Steve Apfelroth Tue, 07/11/17 - 21:08 The deputy commissioner in his testimony to the Board of Health on June 13th repeated twice that 25% of infected individuals will spontaneously clear the virus on their own, which provides a rationale for testing prior to referral to treatment. However, reported rates of clearance are highly dependent on the population selected and studies have varied widely (reviewed J. M. Micallef; J. M. Kaldor; G. J. Dore J Viral Hepat. 2006;13(1):34-41.). In the NYC population rates are much, much lower than 25% - certainly less than 10% of HCV antibody positive individuals here are found to be viral load undetectable on diagnosis (about 5% in my experience). This presents a much weaker case for insisting on HCV viral load prior to referral.

James Weisberger Sat, 07/15/17 - 17:01 Re: the proposed law for mandatory Hepatitis C viral load confirmation: While laudable for public health reasons, compliance with this law by clinical reference laboratories will be challenging for the following reasons: 1. Hepatitis C antibody screening is done on serum. Hepatitis C RNA viral load confirmation on most testing platforms requires a different matrix, or type of specimen, which is plasma. The vast majority of samples received by our laboratory for hepatitis C serologic [screening] testing do not include a plasma sample , making it difficult to comply. Our laboratory does offer a test for both screening and confirmation, but it is rarely ordered. 2. In the event that a NYC clinician orders only the screening test on an outpatient, no 3rd party payor will reimburse the laboratory for mandated testing that is not ordered by a licensed physician. 3. Plasma samples for Hepatitis C RNA testing are only stable at room temperature for 6-8 hours; therefore, an aliquot (pour-off) of plasma must be frozen at the site of draw and must be received frozen by the lab, which presents logistical transport issues.
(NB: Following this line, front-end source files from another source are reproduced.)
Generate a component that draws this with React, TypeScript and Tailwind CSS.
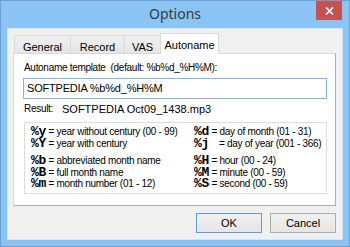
const sans = "font-['Liberation_Sans',Arial,sans-serif]";

const LEFT = [
  [{ k: '%y', d: 'year without century (00 - 99)' }, { k: '%Y', d: 'year with century' }],
  [{ k: '%b', d: 'abbreviated month name' }, { k: '%B', d: 'full month name' }, { k: '%m', d: 'month number (01 - 12)' }],
];

const RIGHT = [
  [{ k: '%d', d: 'day of month (01 - 31)' }, { k: '%j ', d: 'day of year (001 - 366)' }],
  [{ k: '%H', d: 'hour (00 - 24)' }, { k: '%M', d: 'minute (00 - 59)' }, { k: '%S', d: 'second (00 - 59)' }],
];

function Legend({ groups }: { groups: { k: string; d: string }[][] }) {
  return (
    <div className="flex flex-col gap-[6px]">
      {groups.map((g, i) => (
        <div key={i} className="flex flex-col">
          {g.map((row) => (
            <div key={row.k} className="flex items-baseline h-[11.5px] leading-[11.5px] whitespace-pre">
              <span className="font-['Liberation_Mono',monospace] font-bold text-[13px] leading-[11.5px]">{row.k}</span>
              <span> = {row.d}</span>
            </div>
          ))}
        </div>
      ))}
    </div>
  );
}

function Tab({ label, w, active }: { label: string; w: string; active?: boolean }) {
  if (active) {
    return (
      <div className={`${w} -ml-px h-[21px] -mb-px relative z-10 bg-white border border-b-0 border-[#d9d9d9] flex justify-center pt-[3px] text-[11px]`}>
        {label}
      </div>
    );
  }
  return (
    <div className={`${w} -ml-px first:ml-0 h-[18px] bg-gradient-to-b from-[#f0f0f0] to-[#e5e5e5] border border-b-0 border-[#d9d9d9] flex justify-center pt-[3px] text-[11px]`}>
      {label}
    </div>
  );
}

export default function App() {
  return (
    <div className={`w-[350px] h-[247px] border border-[#6d9fd1] bg-[#8ac4f5] flex flex-col text-black ${sans}`}>
      {/* title bar */}
      <div className="h-[27px] relative flex items-center justify-center">
        <span className="font-['Noto_Sans',sans-serif] text-[14px] text-[#383838] -mt-[2px]">Options</span>
        <div className="absolute top-0 right-[7px] w-[26px] h-[19px] bg-[#c75050] flex items-center justify-center">
          <svg width="9" height="8" viewBox="0 0 9 8">
            <path d="M1 0.5 L8 7.5 M8 0.5 L1 7.5" stroke="white" strokeWidth="1.7" />
          </svg>
        </div>
      </div>

      {/* client */}
      <div className="mx-[6px] mb-[6px] flex-1 border border-[#cfe4f8] bg-[#f0f0f0] pl-[5px] pr-[6px] pt-[4px] flex flex-col">
        <div className="h-[20px] flex items-end pl-[1px]">
          <Tab label="General" w="w-[57px]" />
          <Tab label="Record" w="w-[55px]" />
          <Tab label="VAS" w="w-[37px]" />
          <Tab label="Autoname" w="w-[59px]" active />
        </div>

        <div className="h-[153px] bg-white border border-[#d9d9d9] border-r-[#adadad] border-b-[#adadad] px-[9px] pt-[8px] text-[10px] tracking-[-0.3px] flex flex-col">
          <div className="pl-[1px] leading-[12px] whitespace-pre">Autoname template  (default: %b%d_%H%M):</div>
          <div className="mt-[4px] w-[304px] h-[21px] border border-[#7eb4ea] flex items-center px-[3px] text-[11px] tracking-[-0.2px]">
            SOFTPEDIA %b%d_%H%M
          </div>
          <div className="mt-[4px] pl-[1px] flex leading-[12px] text-[11px] tracking-normal">
            <span className="w-[38px] text-[10px] tracking-[-0.3px]">Result:</span>
            <span>SOFTPEDIA Oct09_1438.mp3</span>
          </div>
          <div className="mt-[7px] ml-[1px] w-[303px] h-[72px] border border-[#dcdcdc] pl-[6px] pt-[3px] flex">
            <div className="w-[163px]">
              <Legend groups={LEFT} />
            </div>
            <Legend groups={RIGHT} />
          </div>
        </div>

        <div className="mt-[7px] flex justify-end gap-[8px] text-[11px]">
          <button className="w-[66px] h-[20px] border border-[#5a9ee0] bg-gradient-to-b from-[#f0f0f0] to-[#e5e5e5]">OK</button>
          <button className="w-[66px] h-[20px] border border-[#acacac] bg-gradient-to-b from-[#f0f0f0] to-[#e5e5e5]">Cancel</button>
        </div>
      </div>
    </div>
  );
}
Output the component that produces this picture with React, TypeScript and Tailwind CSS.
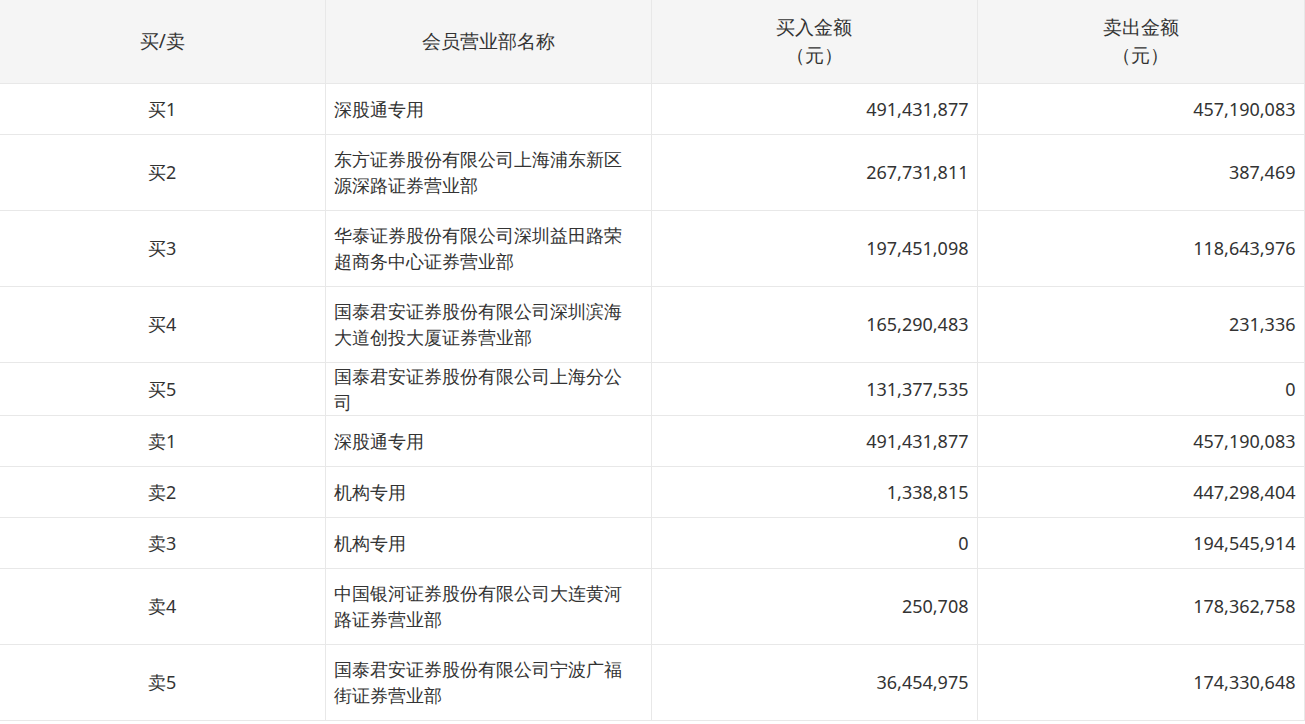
const rows: [string, string, string, string][] = [
  ["买1", "深股通专用", "491,431,877", "457,190,083"],
  ["买2", "东方证券股份有限公司上海浦东新区源深路证券营业部", "267,731,811", "387,469"],
  ["买3", "华泰证券股份有限公司深圳益田路荣超商务中心证券营业部", "197,451,098", "118,643,976"],
  ["买4", "国泰君安证券股份有限公司深圳滨海大道创投大厦证券营业部", "165,290,483", "231,336"],
  ["买5", "国泰君安证券股份有限公司上海分公司", "131,377,535", "0"],
  ["卖1", "深股通专用", "491,431,877", "457,190,083"],
  ["卖2", "机构专用", "1,338,815", "447,298,404"],
  ["卖3", "机构专用", "0", "194,545,914"],
  ["卖4", "中国银河证券股份有限公司大连黄河路证券营业部", "250,708", "178,362,758"],
  ["卖5", "国泰君安证券股份有限公司宁波广福街证券营业部", "36,454,975", "174,330,648"],
];

export default function App() {
  return (
    <div className="w-[1305px] bg-white text-[18px] leading-[26px] text-[#333] font-['Microsoft_YaHei','Noto_Sans_CJK_SC',sans-serif]">
      <table className="w-[1304px] table-fixed border-collapse">
        <colgroup>
          <col className="w-[325px]" />
          <col className="w-[326px]" />
          <col className="w-[326px]" />
          <col className="w-[327px]" />
        </colgroup>
        <thead>
          <tr className="h-[83px] bg-[#f5f5f5] text-[19px] leading-[28px]">
            <th className="border border-[#e8e8e8] border-t-0 border-l-0 font-normal">买/卖</th>
            <th className="border border-[#e8e8e8] border-t-0 font-normal">会员营业部名称</th>
            <th className="border border-[#e8e8e8] border-t-0 font-normal">买入金额<br />（元）</th>
            <th className="border border-[#e8e8e8] border-t-0 font-normal">卖出金额<br />（元）</th>
          </tr>
        </thead>
        <tbody>
          {rows.map((r, i) => (
            <tr key={i} className={r[1].length > 17 ? "h-[76px]" : "h-[51px]"}>
              <td className="border border-[#e8e8e8] border-l-0 text-center">{r[0]}</td>
              <td className="border border-[#e8e8e8] pl-2 pr-3">{r[1]}</td>
              <td className="border border-[#e8e8e8] px-2 text-right">{r[2]}</td>
              <td className="border border-[#e8e8e8] px-2 text-right">{r[3]}</td>
            </tr>
          ))}
        </tbody>
      </table>
    </div>
  );
}
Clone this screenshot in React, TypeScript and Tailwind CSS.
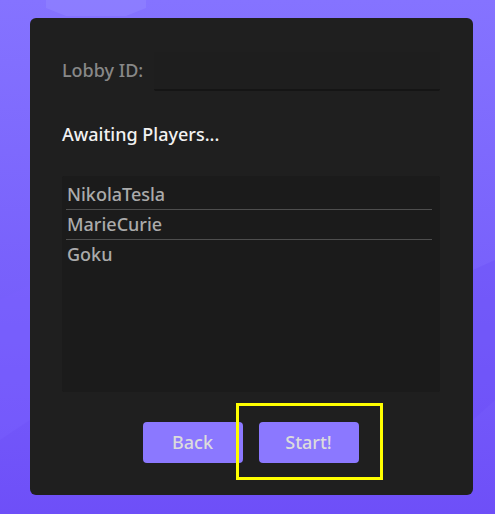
import React from "react";

const players = ["NikolaTesla", "MarieCurie", "Goku"];

export default function App() {
  return (
    <div
      className="relative w-[495px] h-[514px] overflow-hidden bg-gradient-to-b from-[#8573ff] to-[#6e4ff8]"
      style={{ fontFamily: '"Noto Sans", "Open Sans", sans-serif' }}
    >
      <svg className="absolute inset-0" width="495" height="514" viewBox="0 0 495 514">
        <polygon points="46,-10 146,-10 146,8 126,16 66,16 46,8" fill="#9183ff" opacity="0.6" />
        <polygon points="0,300 30,285 30,420 0,440" fill="#7a60ff" opacity="0.35" />
        <polygon points="473,270 495,260 495,400 473,420" fill="#6a4cf5" opacity="0.35" />
      </svg>
      <div className="relative pt-[18px] pl-[30px] flex">
        <div className="w-[443px] h-[477px] rounded-[6px] bg-[#1f1f1f] pl-[32px] pr-[33px] pt-[34px] flex flex-col">
          <div className="flex items-center h-[39px]">
            <span className="text-[18px] font-medium text-[#888888] leading-none w-[92px] -mt-[3px]">Lobby ID:</span>
            <div className="flex-1 h-[39px] bg-[#1e1e1e] border-b-2 border-[#151515] rounded-b-[2px]" />
          </div>
          <div className="mt-[31px] text-[18px] font-medium text-[#f2f2f2] leading-[24px]">Awaiting Players...</div>
          <div className="mt-[30px] h-[216px] bg-[#1b1b1b] rounded-[2px] pl-[4px] pr-[8px] pt-[4px]">
            {players.map((p, i) => (
              <div
                key={p}
                className={
                  i < players.length - 1
                    ? "h-[30px] border-b border-[#4e4e4e] text-[18px] font-medium text-[#ababab] leading-[29px] pl-[1px]"
                    : "h-[30px] text-[18px] font-medium text-[#ababab] leading-[29px] pl-[1px]"
                }
              >
                {p}
              </div>
            ))}
          </div>
          <div className="mt-[30px] flex justify-center gap-[16px] pr-[1px]">
            <button className="w-[100px] h-[41px] rounded-[4px] bg-[#8b78ff] text-[18px] font-medium text-[#dcdcdc]">
              Back
            </button>
            <button className="w-[100px] h-[41px] rounded-[4px] bg-[#8b78ff] text-[18px] font-medium text-[#dcdcdc]">
              Start!
            </button>
          </div>
        </div>
      </div>
      <div className="absolute left-[236px] top-[403px] w-[147px] h-[77px] border-[3px] border-[#ffff00]" />
    </div>
  );
}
Lyndel Urbano Mon, 07/24/17 - 9:20 Amida Care writes to express its support for amending the Health Code to require laboratories to routinely peform a confirmatory RNA hepatitis C virus (HCV) when there is a positive HCV antibody test result. The amendment would be consistent with recommendations from the US Preventative Service Task Force. The recommendation states that in order to identify patients with active HCV infection assessment of viremia is needed. Reflexive HCV RNA testing with all positive antibody results will allow earlier detection of chronic HCV infection, expedite linkage to care for treatment, and avoid an extra follow up visit for isolated RNA testing to confirm infection. Indeed certain reference laboratories already have reflexive HCV RNA testing in place, thus recognizing the importance of earlier diagnosis.

Mike Selick Thu, 07/27/17 - 15:17 Harm Reduction Coalition writes to express our support for the proposed amendment to Health Code §13.03(b)(3) to require laboratories to routinely perform a confirmatory RNA hepatitis C virus (HCV) test when there is a reactive HCV antibody test result. The cascade of care for hepatitis C shows a significant loss to follow up between preforming the HCV antibody test and the HCV diagnostic test. If both samples were taken at the same time, it would be possible to confirm active chronic HCV infection for individuals who have a reactive HCV antibody test. A statistically significant number of people who have become infected with HCV clear the virus on their own without becoming chronically infected. The HCV antibody test cannot differentiate between people who have cleared the virus on their own and people who are living with chronic HCV infection. This means that HCV diagnostic testing is important step before HCV treatment is initiated. HCV treatment should be initiated as early as possible so that people living with the virus can limit the damage to their livers and so that there is a shorter time frame when the virus can be transmitted.